The price index for gross domestic purchases, which measures prices paid by U.S. residents, increased 1.9 percent in the second quarter, compared with an increase of 1.4 percent in the first. Excluding food and energy prices, the price index for gross domestic purchases increased 1.7 percent, compared with an increase of 1.3 percent.

Real personal consumption expenditures increased 2.5 percent in the second quarter, compared with an increase of 1.2 percent in the first. Durable goods increased 14.0 percent, compared with an increase of 3.2 percent. Nondurable goods increased 2.5 percent; it was unchanged in the first quarter.

Services increased 0.7 percent in the second quarter, compared with an increase of 1.3 percent in the first.

Real nonresidential fixed investment increased 5.5 percent in the second quarter, compared with an increase of 1.6 percent in the first. Investment in nonresidential structures increased 5.3 percent, compared with an increase of 2.9 percent.

Investment in equipment increased 7.0 percent, in contrast to a decrease of 1.0 percent. Investment in intellectual property products increased 3.5 percent, compared with an increase of 4.6 percent. Real residential fixed investment increased 7.5 percent, in contrast to a decrease of 5.3 percent.

Real exports of goods and services increased 9.5 percent in the second quarter, in contrast to a decrease of 9.2 percent in the first. Real imports of goods and services increased 11.7 percent, compared with an increase of 2.2 percent.

Real federal government consumption expenditures and gross investment decreased 0.8 percent in the second quarter, compared with a decrease of 0.1 percent in the first. National defense increased 1.1 percent, in contrast to a decrease of 4.0 percent. Non-defense decreased 3.7 percent, in contrast to an increase of 6.6 percent.

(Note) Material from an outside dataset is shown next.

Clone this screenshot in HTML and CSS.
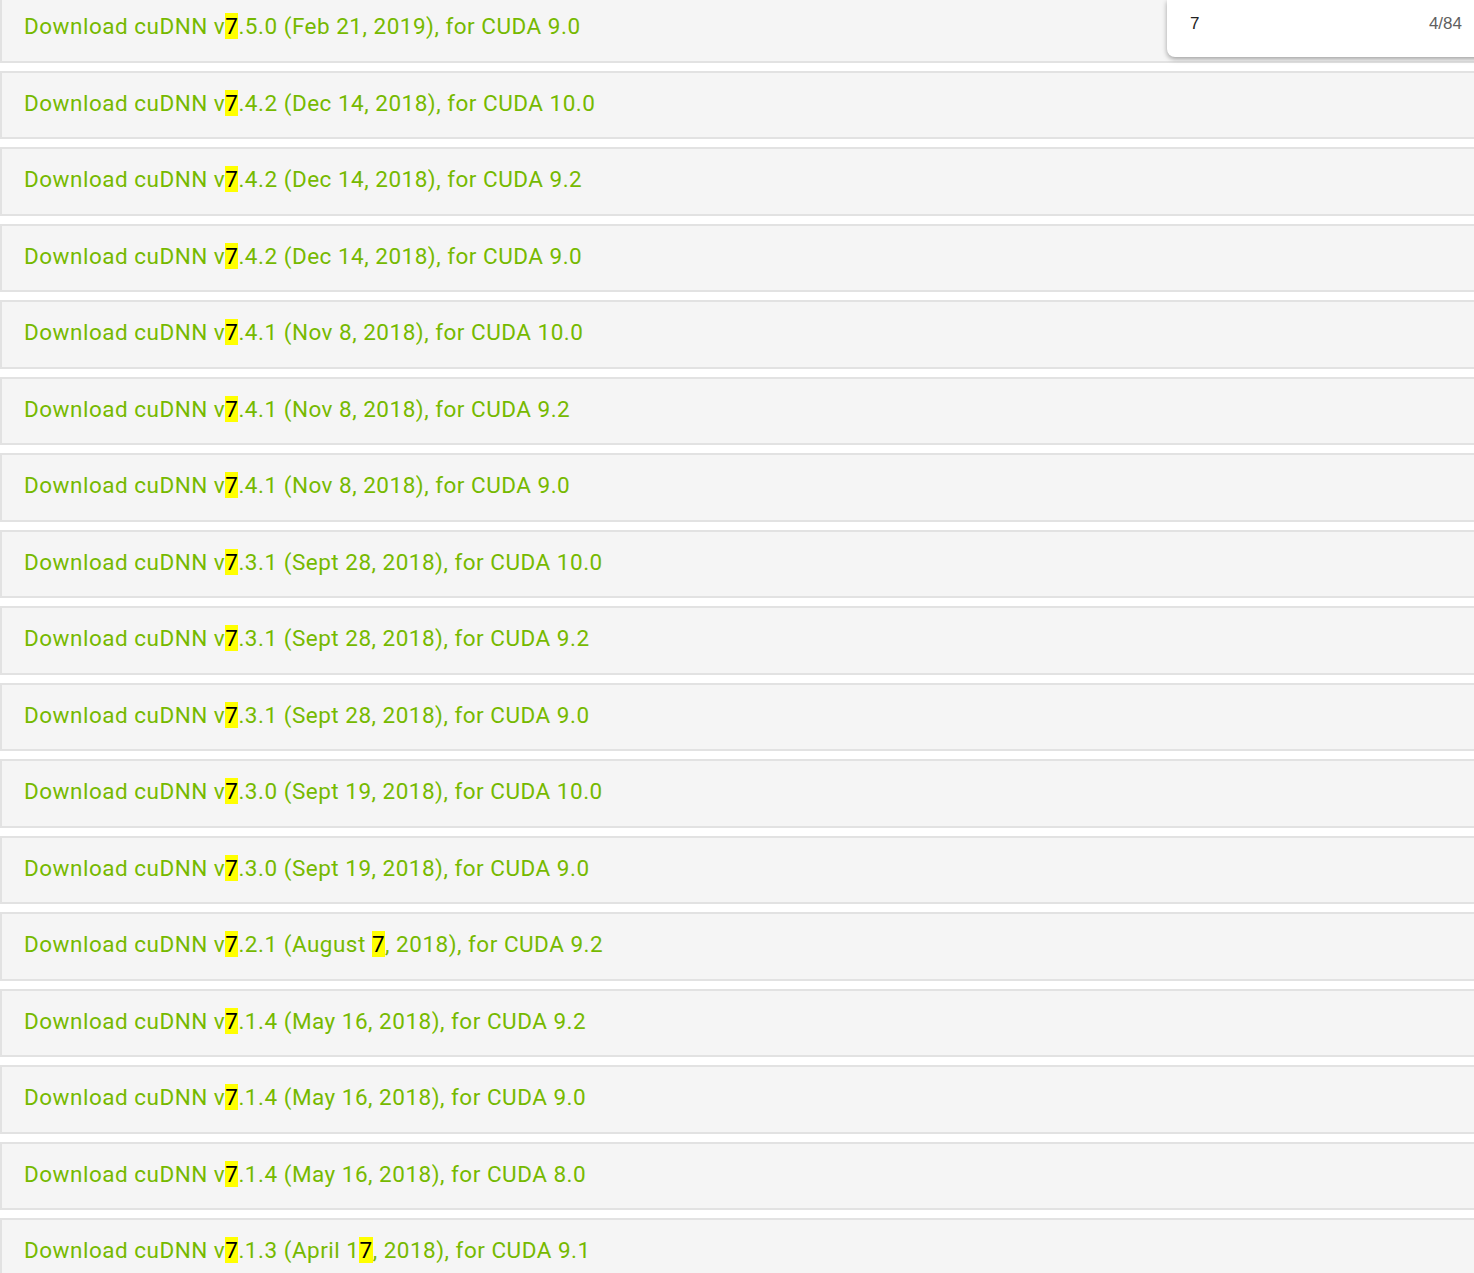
FILE: index.html
```html
<!DOCTYPE html>
<html>
<head>
<meta charset="utf-8">
<link rel="stylesheet" href="styles.css">
</head>
<body>
<div class="list">
  <div class="row"><a class="dl">Download cuDNN v<mark>7</mark>.5.0 (Feb 21, 2019), for CUDA 9.0</a></div>
  <div class="row"><a class="dl">Download cuDNN v<mark>7</mark>.4.2 (Dec 14, 2018), for CUDA 10.0</a></div>
  <div class="row"><a class="dl">Download cuDNN v<mark>7</mark>.4.2 (Dec 14, 2018), for CUDA 9.2</a></div>
  <div class="row"><a class="dl">Download cuDNN v<mark>7</mark>.4.2 (Dec 14, 2018), for CUDA 9.0</a></div>
  <div class="row"><a class="dl">Download cuDNN v<mark>7</mark>.4.1 (Nov 8, 2018), for CUDA 10.0</a></div>
  <div class="row"><a class="dl">Download cuDNN v<mark>7</mark>.4.1 (Nov 8, 2018), for CUDA 9.2</a></div>
  <div class="row"><a class="dl">Download cuDNN v<mark>7</mark>.4.1 (Nov 8, 2018), for CUDA 9.0</a></div>
  <div class="row"><a class="dl">Download cuDNN v<mark>7</mark>.3.1 (Sept 28, 2018), for CUDA 10.0</a></div>
  <div class="row"><a class="dl">Download cuDNN v<mark>7</mark>.3.1 (Sept 28, 2018), for CUDA 9.2</a></div>
  <div class="row"><a class="dl">Download cuDNN v<mark>7</mark>.3.1 (Sept 28, 2018), for CUDA 9.0</a></div>
  <div class="row"><a class="dl">Download cuDNN v<mark>7</mark>.3.0 (Sept 19, 2018), for CUDA 10.0</a></div>
  <div class="row"><a class="dl">Download cuDNN v<mark>7</mark>.3.0 (Sept 19, 2018), for CUDA 9.0</a></div>
  <div class="row"><a class="dl">Download cuDNN v<mark>7</mark>.2.1 (August <mark>7</mark>, 2018), for CUDA 9.2</a></div>
  <div class="row"><a class="dl">Download cuDNN v<mark>7</mark>.1.4 (May 16, 2018), for CUDA 9.2</a></div>
  <div class="row"><a class="dl">Download cuDNN v<mark>7</mark>.1.4 (May 16, 2018), for CUDA 9.0</a></div>
  <div class="row"><a class="dl">Download cuDNN v<mark>7</mark>.1.4 (May 16, 2018), for CUDA 8.0</a></div>
  <div class="row"><a class="dl">Download cuDNN v<mark>7</mark>.1.3 (April 1<mark>7</mark>, 2018), for CUDA 9.1</a></div>
</div>
<div class="findbar">
  <span class="query">7</span>
  <span class="count">4/84</span>
</div>
</body>
</html>
```
FILE: styles.css
```css
html, body {
  margin: 0;
  padding: 0;
  background: #ffffff;
  overflow: hidden;
}
.list {
  margin-top: -6px;
  display: flex;
  flex-direction: column;
  gap: 8px;
}
.row {
  box-sizing: border-box;
  height: 68.5px;
  background: #f5f5f5;
  border: 2px solid #e2e2e2;
  border-right: none;
  display: flex;
  align-items: center;
  padding-left: 22px;
  padding-bottom: 4px;
}
.dl {
  font-family: Roboto, "Liberation Sans", sans-serif;
  font-size: 22.5px;
  letter-spacing: 0.5px;
  color: #76b900;
  white-space: nowrap;
}
mark {
  background: #ffff00;
  color: #000000;
}
.findbar {
  position: absolute;
  top: 0;
  left: 1167px;
  width: 330px;
  height: 57px;
  background: #ffffff;
  border-bottom-left-radius: 8px;
  box-shadow: 0 2px 5px rgba(0,0,0,0.35);
  display: flex;
  align-items: center;
  padding: 0 12px 10px 23px;
  box-sizing: border-box;
  font-family: "Liberation Sans", Arial, sans-serif;
  font-size: 17px;
}
.query {
  color: #222222;
  flex: 1;
}
.count {
  color: #5f5f5f;
  margin-right: 23px;
}
```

Real state and local government consumption expenditures and gross investment increased 3.1 percent, in contrast to a decrease of 1.3 percent.

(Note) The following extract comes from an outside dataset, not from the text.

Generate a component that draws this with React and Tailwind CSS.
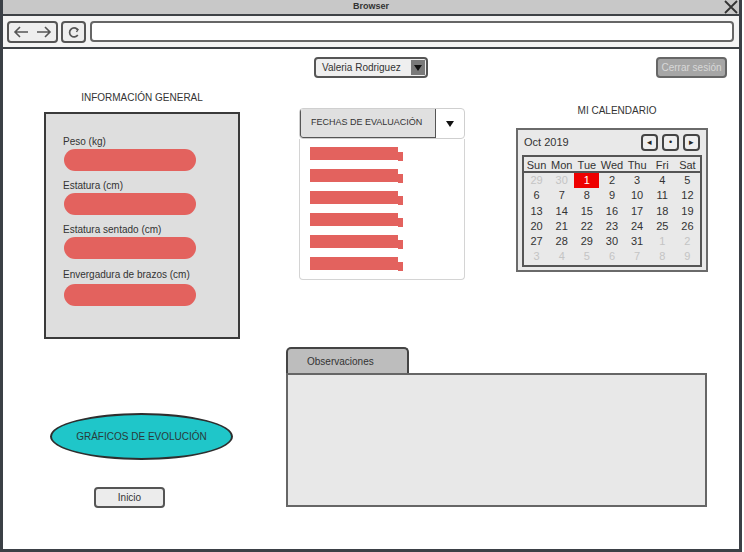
import React from "react";

const F = { fontFamily: '"Liberation Sans", Arial, sans-serif' };

function Pill() {
  return <div className="w-[132px] h-[22px] rounded-full bg-[#e3625e]" />;
}

function Bar() {
  return (
    <div className="flex items-end">
      <div className="w-[88px] h-[13px] bg-[#e3625e]" />
      <div className="w-[5px] h-[9px] bg-[#e3625e] mb-[-1px]" />
    </div>
  );
}

const weeks = [
  [["29", 1], ["30", 1], ["1", 2], ["2"], ["3"], ["4"], ["5"]],
  [["6"], ["7"], ["8"], ["9"], ["10"], ["11"], ["12"]],
  [["13"], ["14"], ["15"], ["16"], ["17"], ["18"], ["19"]],
  [["20"], ["21"], ["22"], ["23"], ["24"], ["25"], ["26"]],
  [["27"], ["28"], ["29"], ["30"], ["31"], ["1", 1], ["2", 1]],
  [["3", 1], ["4", 1], ["5", 1], ["6", 1], ["7", 1], ["8", 1], ["9", 1]],
];

export default function App() {
  return (
    <div className="w-[744px] h-[552px] bg-white text-[#333]" style={F}>
      <div className="w-[742px] h-[552px] border-x-[3px] border-b-[3px] border-[#3b4046] flex flex-col">
        {/* title bar */}
        <div className="h-[16px] bg-[#c8c8c8] border-b-2 border-[#3e4246] flex items-center justify-center relative">
          <span className="text-[9px] font-bold text-[#333]">Browser</span>
          <svg className="absolute right-[1px] top-[0px]" width="14" height="14" viewBox="0 0 14 14">
            <path d="M1 1 L13 13 M13 1 L1 13" stroke="#333" strokeWidth="1.8" fill="none" />
          </svg>
        </div>
        {/* toolbar */}
        <div className="h-[33px] bg-[#f4f4f4] border-b-2 border-[#3e4246] flex items-start pt-[5px] pl-[4px] pr-[2px] gap-[3px]">
          <div className="w-[51px] h-[22px] rounded-[4px] border-2 border-[#555] bg-[#eeeeee] flex items-center justify-center gap-[7px] text-[#555]">
            <svg width="16" height="12" viewBox="0 0 16 12"><path d="M15 6 H2 M7 1 L2 6 L7 11" stroke="#555" strokeWidth="1.6" fill="none" /></svg>
            <svg width="16" height="12" viewBox="0 0 16 12"><path d="M1 6 H14 M9 1 L14 6 L9 11" stroke="#555" strokeWidth="1.6" fill="none" /></svg>
          </div>
          <div className="w-[25px] h-[22px] rounded-[4px] border-2 border-[#555] bg-[#eeeeee] flex items-center justify-center">
            <svg width="12" height="13" viewBox="0 0 12 13"><path d="M9.5 3.5 A4.5 4.5 0 1 0 9.8 9" stroke="#555" strokeWidth="1.7" fill="none" /><path d="M7 2 L10 3.6 L8.5 6" stroke="#555" strokeWidth="1.4" fill="none" /></svg>
          </div>
          <div className="ml-[1px] w-[644px] h-[21px] rounded-[4px] border-2 border-[#666] bg-white" />
        </div>

        {/* content */}
        <div className="flex-1 bg-white flex flex-col">
          {/* top row */}
          <div className="flex items-start pt-[8px] h-[29px]">
            <div className="ml-[311px] w-[114px] h-[21px] rounded-[4px] border-2 border-[#555] bg-[#efefef] flex items-center pl-[6px] pr-[1px]">
              <span className="text-[10px] text-[#333] flex-1">Valeria Rodriguez</span>
              <div className="w-[14px] h-[15px] bg-[#7a7a7a] flex items-center justify-center">
                <svg width="8" height="6" viewBox="0 0 8 6"><path d="M0 0 H8 L4 6 Z" fill="#111" /></svg>
              </div>
            </div>
            <div className="ml-auto mr-[12px] w-[71px] h-[21px] rounded-[4px] border-2 border-[#666] bg-[#a6a6a6] flex items-center justify-center">
              <span className="text-[10px] text-[#d8d8d8]">Cerrar sesión</span>
            </div>
          </div>

          {/* main */}
          <div className="flex items-start">
            {/* left column */}
            <div className="ml-[41px] w-[196px] flex flex-col">
              <div className="mt-[13px] h-[14px] text-[10px] text-center leading-[14px]">INFORMACIÓN GENERAL</div>
              <div className="mt-[7px] h-[227px] border-2 border-[#3a3a3a] bg-[#dedede] pt-[21px] pl-[18px] flex flex-col gap-[8px]">
                {["Peso (kg)", "Estatura (cm)", "Estatura sentado (cm)", "Envergadura de brazos (cm)"].map((l, i) => (
                  <div key={l} className={i === 3 ? "mt-[1px]" : ""}>
                    <div className="h-[14px] text-[10px] leading-[14px] text-[#333] -ml-[1px]">{l}</div>
                    <div className={i === 3 ? "mt-[2px]" : ""}><Pill /></div>
                  </div>
                ))}
              </div>
              <div className="mt-[74px] ml-[6px] w-[183px] h-[47px] rounded-[50%] border-2 border-[#2e2e2e] bg-[#1fc6c9] flex items-center justify-center">
                <span className="text-[10px] text-[#2a3a3a]">GRÁFICOS DE EVOLUCIÓN</span>
              </div>
              <div className="mt-[27px] ml-[50px] w-[71px] h-[21px] rounded-[4px] border-2 border-[#555] bg-[#ececec] flex items-center justify-center">
                <span className="text-[10px] text-[#333]">Inicio</span>
              </div>
            </div>

            {/* right area */}
            <div className="ml-[46px] w-[422px] flex flex-col">
              <div className="flex items-start h-[202px]">
                {/* combo */}
                <div className="ml-[13px] w-[166px] mt-[30px] flex flex-col">
                  <div className="h-[31px] flex rounded-[4px] border border-[#cfcfcf] bg-white overflow-hidden">
                    <div className="w-[136px] h-full bg-[#e0e0e0] border-r border-b border-l border-[#555] rounded-bl-[3px] flex items-center pl-[10px]">
                      <span className="text-[9px] text-[#333]">FECHAS DE EVALUACIÓN</span>
                    </div>
                    <div className="flex-1 flex items-center justify-center">
                      <svg width="8" height="6" viewBox="0 0 8 6"><path d="M0 0 H8 L4 6 Z" fill="#111" /></svg>
                    </div>
                  </div>
                  <div className="h-[141px] border border-t-0 border-[#d4d4d4] rounded-b-[4px] bg-white pt-[8px] pl-[10px] flex flex-col gap-[9px]">
                    <Bar /><Bar /><Bar /><Bar /><Bar /><Bar />
                  </div>
                </div>
                {/* calendar */}
                <div className="ml-[51px] w-[192px] flex flex-col">
                  <div className="mt-[26px] h-[14px] leading-[14px] text-[10px] text-center pl-[10px]">MI CALENDARIO</div>
                  <div className="mt-[10px] h-[144px] border-2 border-[#6a6a6a] bg-[#e9e9e9] px-[4px] flex flex-col">
                    <div className="h-[25px] flex items-center">
                      <span className="text-[11px] text-[#333] flex-1 pl-[2px]">Oct 2019</span>
                      <div className="flex gap-[4px] mr-[2px]">
                        {["◂", "•", "▸"].map((g) => (
                          <div key={g} className="w-[17px] h-[17px] rounded-[4px] border-2 border-[#444] bg-[#eeeeee] flex items-center justify-center text-[9px] text-[#222] leading-none">{g}</div>
                        ))}
                      </div>
                    </div>
                    <div className="h-[112px] border-2 border-[#555] bg-[#e9e9e9] flex flex-col">
                      <div className="h-[16px] grid grid-cols-7 border-b-2 border-[#555] text-[11px] text-[#333] items-center text-center leading-[16px]">
                        {["Sun", "Mon", "Tue", "Wed", "Thu", "Fri", "Sat"].map((d) => (
                          <div key={d}>{d}</div>
                        ))}
                      </div>
                      {weeks.map((w, i) => (
                        <div key={i} className="h-[15.3px] grid grid-cols-7 text-[11px] text-center leading-[15px]">
                          {w.map(([n, s], j) => (
                            <div key={j} className={s === 2 ? "bg-[#ee0000] text-white" : s === 1 ? "text-[#c4c4c4]" : "text-[#333]"}>{n}</div>
                          ))}
                        </div>
                      ))}
                    </div>
                  </div>
                </div>
              </div>

              {/* tabs */}
              <div className="mt-[67px] flex flex-col">
                <div className="w-[123px] h-[26px] rounded-t-[5px] border-2 border-b-0 border-[#444] bg-[#bdbdbd] flex items-center pl-[19px]">
                  <span className="text-[10px] text-[#333]">Observaciones</span>
                </div>
                <div className="w-[421px] h-[134px] border-2 border-[#666] bg-[#e8e8e8]" />
              </div>
            </div>
          </div>
        </div>
      </div>
    </div>
  );
}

The change in real private inventories added 1.66 percentage points to the second-quarter change in real GDP after subtracting 1.16 percentage points from the first-quarter change. Private businesses increased inventories $93.4 billion in the second quarter, following increases of $35.2 billion in the first quarter and $81.8 billion in the fourth quarter of 2013.

Real final sales of domestic product — GDP less change in private inventories — increased 2.3 percent in the second quarter, in contrast to a decrease of 1.0 percent in the first.

On July 23rd (before the latest BEA revisions) the IMF published the following review of the US economy:

IMF Executive Board Concludes 2014 Article IV Consultation with the United States

Economic activity in the U.S. accelerated in the second half of 2013, but an unusually harsh winter conspired with other factors—including an inventory correction, a still-struggling housing market, and slower external demand—caused momentum to fade in early 2014, leading to a contraction in growth of 2.9 percent in the first quarter.

Over the past few months, however, a broad-based improvement appears to be unfolding as evidenced by stronger employment and industrial production numbers. Looking ahead, activity is projected to accelerate in the remainder of this year to well-above potential (in the 3–3½ percent range), although the drag on growth from the first quarter contraction will not be offset. This means growth for the year as a whole will be a disappointing 1.7 percent. More positively, barring unforeseen shocks, 2015 growth should accelerate to the fastest annual pace since 2005, propelled by strong consumption growth, a declining fiscal drag, a pickup in residential investment, and easy financial conditions.

Risks around this outlook include slowing growth in emerging markets, oil price spikes related to events in Ukraine and Iraq, and earlier-than-expected interest rate rises. However, as confidence in the recovery picks up, nonresidential investment could grow more than expected and labor force participation could bounce back.

Looking at the medium term, potential growth is forecast to average just above 2 percent for the next several years, significantly below the historic average growth rate. This downgrade reflects the effects of an aging population and more modest prospects for productivity growth. This makes it critical for the authorities to take immediate steps to raise productivity, encourage innovation, augment human and physical capital, and increase labor force participation. Moreover, recent growth has not been particularly inclusive, with the latest data pointing to almost 50 million Americans living in poverty (as shown by the Census Bureau’s supplemental poverty measure) and the official poverty rate stuck above 15 percent despite the ongoing recovery. In terms of policy actions, the Federal Reserve has made important and substantive efforts to increase transparency and has adopted an adaptable approach to communication. The recent shift to qualitative forward guidance provides the Fed with greater flexibility but puts an even higher premium on clear and systematic communication to guide expectations. On the fiscal side, following the debt ceiling brinkmanship and the government shutdown in October 2013, the Bipartisan Budget Act and the subsequent raising of the debt ceiling were important steps to reduce fiscal risks. However, the need for a medium-term fiscal adjustment to ensure a downward path for the public debt remains. On the financial side, progress has been achieved on variety of fronts, including implementing the Dodd Frank Act, finalizing the Volcker rule, and designating another systemic important financial institution. In addition, the U.S. recently put in place a rule to require foreign bank organizations over a certain size to incorporate as holding companies, a move that aligns the treatment of foreign and U.S. banks that are operating in the U.S. and eliminates an existing regulatory distortion.

SMU Comment: We have reported frequently in the past on the relationship between GDP and steel consumption. Steel growth follows economic growth but is very much more volatile. In addition about a 2.5 percent growth of GDP is necessary to get any growth in steel consumption. The advance report for Q2 2014 and the revisions to the 2nd half of 2013 data are very encouraging in terms of steel consumption because all three data points were well above the 2.5 percent threshold.